• [Exercise description]: Make an exact copy of the lines, leaving the pictures out.

• [Data provided]:
══════════

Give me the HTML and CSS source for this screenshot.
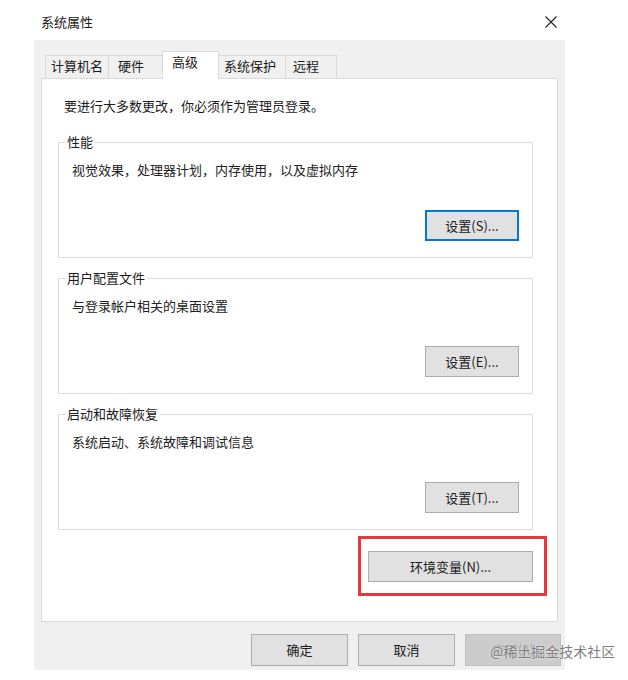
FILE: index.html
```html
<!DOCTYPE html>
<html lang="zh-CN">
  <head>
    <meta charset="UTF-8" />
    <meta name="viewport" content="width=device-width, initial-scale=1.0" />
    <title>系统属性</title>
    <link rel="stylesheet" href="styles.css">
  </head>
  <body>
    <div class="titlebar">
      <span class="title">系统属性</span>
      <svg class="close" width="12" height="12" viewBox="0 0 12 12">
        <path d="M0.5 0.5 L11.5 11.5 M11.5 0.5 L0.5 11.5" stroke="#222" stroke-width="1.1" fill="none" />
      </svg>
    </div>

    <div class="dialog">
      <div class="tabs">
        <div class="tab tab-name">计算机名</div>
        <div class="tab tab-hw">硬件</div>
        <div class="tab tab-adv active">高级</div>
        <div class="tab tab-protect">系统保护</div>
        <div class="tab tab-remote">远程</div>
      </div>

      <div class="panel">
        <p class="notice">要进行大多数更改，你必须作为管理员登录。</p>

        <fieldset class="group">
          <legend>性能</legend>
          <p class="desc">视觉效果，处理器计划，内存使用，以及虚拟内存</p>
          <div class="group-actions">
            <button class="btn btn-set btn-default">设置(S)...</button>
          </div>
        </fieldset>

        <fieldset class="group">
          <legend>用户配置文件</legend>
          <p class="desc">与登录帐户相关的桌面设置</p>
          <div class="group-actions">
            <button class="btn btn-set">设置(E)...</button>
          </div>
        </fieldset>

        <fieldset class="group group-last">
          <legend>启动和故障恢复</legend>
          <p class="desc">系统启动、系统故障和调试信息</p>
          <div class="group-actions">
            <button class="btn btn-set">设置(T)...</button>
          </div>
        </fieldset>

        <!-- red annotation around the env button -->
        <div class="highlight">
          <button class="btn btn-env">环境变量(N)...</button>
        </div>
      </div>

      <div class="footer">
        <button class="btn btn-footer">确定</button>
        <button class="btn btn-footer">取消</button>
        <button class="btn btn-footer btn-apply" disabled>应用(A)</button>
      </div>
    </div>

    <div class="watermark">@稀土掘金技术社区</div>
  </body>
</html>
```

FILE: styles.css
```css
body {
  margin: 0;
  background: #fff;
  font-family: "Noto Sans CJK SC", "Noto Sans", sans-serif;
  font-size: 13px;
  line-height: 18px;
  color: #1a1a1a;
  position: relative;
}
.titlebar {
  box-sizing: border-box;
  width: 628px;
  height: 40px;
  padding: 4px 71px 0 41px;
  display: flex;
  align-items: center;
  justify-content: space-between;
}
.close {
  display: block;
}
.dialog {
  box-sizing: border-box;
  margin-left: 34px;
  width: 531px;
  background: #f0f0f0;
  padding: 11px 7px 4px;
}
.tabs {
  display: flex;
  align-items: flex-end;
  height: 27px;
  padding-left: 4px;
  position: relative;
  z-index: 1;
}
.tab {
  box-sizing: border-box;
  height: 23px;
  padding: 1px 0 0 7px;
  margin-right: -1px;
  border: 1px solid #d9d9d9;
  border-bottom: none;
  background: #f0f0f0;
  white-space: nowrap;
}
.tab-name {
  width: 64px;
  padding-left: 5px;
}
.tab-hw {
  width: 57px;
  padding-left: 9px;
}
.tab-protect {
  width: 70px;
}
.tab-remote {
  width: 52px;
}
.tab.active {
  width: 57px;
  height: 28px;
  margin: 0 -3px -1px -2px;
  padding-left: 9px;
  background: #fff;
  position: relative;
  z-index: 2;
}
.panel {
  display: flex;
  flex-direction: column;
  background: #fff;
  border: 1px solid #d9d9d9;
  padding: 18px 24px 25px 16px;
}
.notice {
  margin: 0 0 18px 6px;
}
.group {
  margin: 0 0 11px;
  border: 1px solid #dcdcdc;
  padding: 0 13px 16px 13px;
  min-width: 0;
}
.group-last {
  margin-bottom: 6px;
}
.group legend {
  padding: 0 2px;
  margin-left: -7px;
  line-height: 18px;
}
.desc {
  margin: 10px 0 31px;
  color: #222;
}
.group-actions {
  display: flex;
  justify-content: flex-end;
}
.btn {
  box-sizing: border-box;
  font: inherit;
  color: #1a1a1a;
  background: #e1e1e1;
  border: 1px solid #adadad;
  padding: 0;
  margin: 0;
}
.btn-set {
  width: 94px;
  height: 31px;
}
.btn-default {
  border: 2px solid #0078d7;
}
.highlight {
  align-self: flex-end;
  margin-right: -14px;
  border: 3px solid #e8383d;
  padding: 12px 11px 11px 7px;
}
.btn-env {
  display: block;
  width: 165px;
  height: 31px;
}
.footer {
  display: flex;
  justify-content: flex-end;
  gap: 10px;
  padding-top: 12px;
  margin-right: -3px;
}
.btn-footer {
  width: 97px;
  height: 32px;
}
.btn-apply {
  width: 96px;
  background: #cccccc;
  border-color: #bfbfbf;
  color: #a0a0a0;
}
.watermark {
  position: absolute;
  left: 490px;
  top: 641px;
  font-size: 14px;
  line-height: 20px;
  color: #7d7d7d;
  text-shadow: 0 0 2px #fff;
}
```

══════════

• [Answer to this exercise]:
Give me the HTML and CSS source for this screenshot.
FILE: index.html
```html
<!DOCTYPE html>
<html lang="zh-CN">
  <head>
    <meta charset="UTF-8" />
    <meta name="viewport" content="width=device-width, initial-scale=1.0" />
    <title>系统属性</title>
    <link rel="stylesheet" href="styles.css">
  </head>
  <body>
    <div class="titlebar">
      <span class="title">系统属性</span>
      <svg class="close" width="12" height="12" viewBox="0 0 12 12">
        <path d="M0.5 0.5 L11.5 11.5 M11.5 0.5 L0.5 11.5" stroke="#222" stroke-width="1.1" fill="none" />
      </svg>
    </div>

    <div class="dialog">
      <div class="tabs">
        <div class="tab tab-name">计算机名</div>
        <div class="tab tab-hw">硬件</div>
        <div class="tab tab-adv active">高级</div>
        <div class="tab tab-protect">系统保护</div>
        <div class="tab tab-remote">远程</div>
      </div>

      <div class="panel">
        <p class="notice">要进行大多数更改，你必须作为管理员登录。</p>

        <fieldset class="group">
          <legend>性能</legend>
          <p class="desc">视觉效果，处理器计划，内存使用，以及虚拟内存</p>
          <div class="group-actions">
            <button class="btn btn-set btn-default">设置(S)...</button>
          </div>
        </fieldset>

        <fieldset class="group">
          <legend>用户配置文件</legend>
          <p class="desc">与登录帐户相关的桌面设置</p>
          <div class="group-actions">
            <button class="btn btn-set">设置(E)...</button>
          </div>
        </fieldset>

        <fieldset class="group group-last">
          <legend>启动和故障恢复</legend>
          <p class="desc">系统启动、系统故障和调试信息</p>
          <div class="group-actions">
            <button class="btn btn-set">设置(T)...</button>
          </div>
        </fieldset>

        <!-- red annotation around the env button -->
        <div class="highlight">
          <button class="btn btn-env">环境变量(N)...</button>
        </div>
      </div>

      <div class="footer">
        <button class="btn btn-footer">确定</button>
        <button class="btn btn-footer">取消</button>
        <button class="btn btn-footer btn-apply" disabled>应用(A)</button>
      </div>
    </div>

    <div class="watermark">@稀土掘金技术社区</div>
  </body>
</html>
```

FILE: styles.css
```css
body {
  margin: 0;
  background: #fff;
  font-family: "Noto Sans CJK SC", "Noto Sans", sans-serif;
  font-size: 13px;
  line-height: 18px;
  color: #1a1a1a;
  position: relative;
}
.titlebar {
  box-sizing: border-box;
  width: 628px;
  height: 40px;
  padding: 4px 71px 0 41px;
  display: flex;
  align-items: center;
  justify-content: space-between;
}
.close {
  display: block;
}
.dialog {
  box-sizing: border-box;
  margin-left: 34px;
  width: 531px;
  background: #f0f0f0;
  padding: 11px 7px 4px;
}
.tabs {
  display: flex;
  align-items: flex-end;
  height: 27px;
  padding-left: 4px;
  position: relative;
  z-index: 1;
}
.tab {
  box-sizing: border-box;
  height: 23px;
  padding: 1px 0 0 7px;
  margin-right: -1px;
  border: 1px solid #d9d9d9;
  border-bottom: none;
  background: #f0f0f0;
  white-space: nowrap;
}
.tab-name {
  width: 64px;
  padding-left: 5px;
}
.tab-hw {
  width: 57px;
  padding-left: 9px;
}
.tab-protect {
  width: 70px;
}
.tab-remote {
  width: 52px;
}
.tab.active {
  width: 57px;
  height: 28px;
  margin: 0 -3px -1px -2px;
  padding-left: 9px;
  background: #fff;
  position: relative;
  z-index: 2;
}
.panel {
  display: flex;
  flex-direction: column;
  background: #fff;
  border: 1px solid #d9d9d9;
  padding: 18px 24px 25px 16px;
}
.notice {
  margin: 0 0 18px 6px;
}
.group {
  margin: 0 0 11px;
  border: 1px solid #dcdcdc;
  padding: 0 13px 16px 13px;
  min-width: 0;
}
.group-last {
  margin-bottom: 6px;
}
.group legend {
  padding: 0 2px;
  margin-left: -7px;
  line-height: 18px;
}
.desc {
  margin: 10px 0 31px;
  color: #222;
}
.group-actions {
  display: flex;
  justify-content: flex-end;
}
.btn {
  box-sizing: border-box;
  font: inherit;
  color: #1a1a1a;
  background: #e1e1e1;
  border: 1px solid #adadad;
  padding: 0;
  margin: 0;
}
.btn-set {
  width: 94px;
  height: 31px;
}
.btn-default {
  border: 2px solid #0078d7;
}
.highlight {
  align-self: flex-end;
  margin-right: -14px;
  border: 3px solid #e8383d;
  padding: 12px 11px 11px 7px;
}
.btn-env {
  display: block;
  width: 165px;
  height: 31px;
}
.footer {
  display: flex;
  justify-content: flex-end;
  gap: 10px;
  padding-top: 12px;
  margin-right: -3px;
}
.btn-footer {
  width: 97px;
  height: 32px;
}
.btn-apply {
  width: 96px;
  background: #cccccc;
  border-color: #bfbfbf;
  color: #a0a0a0;
}
.watermark {
  position: absolute;
  left: 490px;
  top: 641px;
  font-size: 14px;
  line-height: 20px;
  color: #7d7d7d;
  text-shadow: 0 0 2px #fff;
}
```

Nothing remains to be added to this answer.